In footnote 6, in section 3.1.5.,  V&al2010 mention a little about what’s going on with respect to the pragmatics, as they discuss a hypothesis that negating positive expectations (“They all were going to…but look! Some didn’t.”) is easier than negating negative expectations (“They all weren’t going to — but look! Some did!”). Let’s suppose this is true — is this easy to instantiate in an RSA-like model? Does it maybe fall out from assumptions that are natural in an RSA-like model?

(2) That crazy effect in experiment two, where they give kids expected success (ES) stories and get a super-duper non-isomorphic access effect when they take away that supportive pragmatic environment (i.e., give them expected failure (EF) setups): We can see this pretty starkly in Figure 5. I don’t think V&al2010 quite know what’s going on with that either. I guess it could be structural and semantic priming just taking over, and since the kids don’t get any evidence that this is wrong, we maybe get a training effect. But this would be a pretty cool behavior to capture in a model that didn’t explicitly build it in.

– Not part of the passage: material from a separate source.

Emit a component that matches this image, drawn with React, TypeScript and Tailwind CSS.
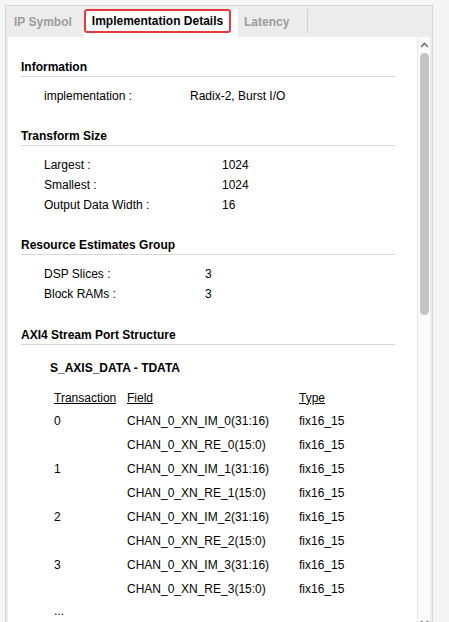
const info = [{ label: "implementation :", value: "Radix-2, Burst I/O" }];

const transform = [
  { label: "Largest :", value: "1024" },
  { label: "Smallest :", value: "1024" },
  { label: "Output Data Width :", value: "16" },
];

const resources = [
  { label: "DSP Slices :", value: "3" },
  { label: "Block RAMs :", value: "3" },
];

const transactions = [
  { id: "0", im: "CHAN_0_XN_IM_0(31:16)", re: "CHAN_0_XN_RE_0(15:0)" },
  { id: "1", im: "CHAN_0_XN_IM_1(31:16)", re: "CHAN_0_XN_RE_1(15:0)" },
  { id: "2", im: "CHAN_0_XN_IM_2(31:16)", re: "CHAN_0_XN_RE_2(15:0)" },
  { id: "3", im: "CHAN_0_XN_IM_3(31:16)", re: "CHAN_0_XN_RE_3(15:0)" },
];

function SectionHeading({ title }: { title: string }) {
  return (
    <div className="h-[20px] border-b border-[#d6d6d6] pt-[1px] font-bold leading-[19px]">
      {title}
    </div>
  );
}

function KeyValues({
  rows,
  labelWidth,
}: {
  rows: { label: string; value: string }[];
  labelWidth: string;
}) {
  return (
    <div className="mt-[9px] pl-[23px]">
      {rows.map((row) => (
        <div key={row.label} className="flex h-[20px] items-center">
          <span className={labelWidth}>{row.label}</span>
          <span>{row.value}</span>
        </div>
      ))}
    </div>
  );
}

function Scrollbar() {
  return (
    <div className="flex w-[13px] shrink-0 flex-col items-center border-l border-[#e6e6e6] bg-[#fbfbfb]">
      <svg className="mt-[5px]" width="9" height="6" viewBox="0 0 9 6">
        <path d="M1 5 L4.5 1.5 L8 5" fill="none" stroke="#707070" strokeWidth="1.6" />
      </svg>
      <div className="mt-[5px] h-[262px] w-[9px] rounded-full bg-[#c4c4c4]" />
      <div className="flex-1" />
      <svg className="mb-[-2px]" width="9" height="6" viewBox="0 0 9 6">
        <path d="M1 1 L4.5 4.5 L8 1" fill="none" stroke="#707070" strokeWidth="1.6" />
      </svg>
    </div>
  );
}

export default function App() {
  return (
    <div className="h-[622px] overflow-hidden bg-[#f5f5f5] pl-[5px] pt-[5px] font-['Liberation_Sans',Arial,sans-serif] text-[12px] text-black">
      <div className="flex h-[620px] w-[428px] flex-col border border-[#d6d6d6] bg-[#ececec]">
        {/* tabs */}
        <div className="flex h-[31px] shrink-0 items-start font-bold text-[#9c9c9c]">
          <div className="flex h-[31px] w-[78px] items-center pl-[8px]">IP Symbol</div>
          <div className="mt-[3px] h-[28px] w-[154px] bg-white">
            <div className="flex h-[24px] w-[147px] items-center justify-center rounded-[3px] border-2 border-[#e8383d] text-black">
              Implementation Details
            </div>
          </div>
          <div className="flex h-[31px] w-[69px] items-center pl-[6px]">Latency</div>
          <div className="mt-[3px] h-[24px] w-px bg-[#cfcfcf]" />
        </div>

        {/* body */}
        <div className="flex min-h-0 flex-1 px-[2px]">
          <div className="min-w-0 flex-1 bg-white pl-[13px] pr-[22px] pt-[20px]">
            <SectionHeading title="Information" />
            <KeyValues rows={info} labelWidth="w-[146px]" />

            <div className="mt-[20px]">
              <SectionHeading title="Transform Size" />
              <KeyValues rows={transform} labelWidth="w-[178px]" />
            </div>

            <div className="mt-[20px]">
              <SectionHeading title="Resource Estimates Group" />
              <KeyValues rows={resources} labelWidth="w-[161px]" />
            </div>

            <div className="mt-[21px]">
              <SectionHeading title="AXI4 Stream Port Structure" />
              <div className="mt-[13px] pl-[29px] font-bold leading-[20px]">S_AXIS_DATA - TDATA</div>
              <div className="mt-[8px] pl-[33px]">
                <div className="flex h-[23px] items-center">
                  <span className="w-[73px] underline">Transaction</span>
                  <span className="w-[172px] underline">Field</span>
                  <span className="underline">Type</span>
                </div>
                {transactions.map((t) => (
                  <div key={t.id}>
                    <div className="flex h-[24px] items-center">
                      <span className="w-[73px]">{t.id}</span>
                      <span className="w-[172px]">{t.im}</span>
                      <span>fix16_15</span>
                    </div>
                    <div className="flex h-[24px] items-center">
                      <span className="w-[73px]" />
                      <span className="w-[172px]">{t.re}</span>
                      <span>fix16_15</span>
                    </div>
                  </div>
                ))}
                <div className="flex h-[20px] items-center">...</div>
              </div>
            </div>
          </div>
          <Scrollbar />
        </div>
      </div>
    </div>
  );
}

(3) Footnote 16 right at the end about how long the priming lasted — 3 days to a month sounds like a very long time. My (fairly uninformed and probably out-of-date) recollection about syntactic priming suggested that structure priming effects are usually pretty short-lived. So something lasting this long is a major implicit learning kind of thing. Maybe this happened because the logical structure is connected to specific extensions that mattered in the context of the experiments? So the idea would be that this connection between multiple representations (one of which is more conscious and matters for communication, i.e., the semantic extension) is what caused the evidence accrued during the experiment to have more of an impact on these kids.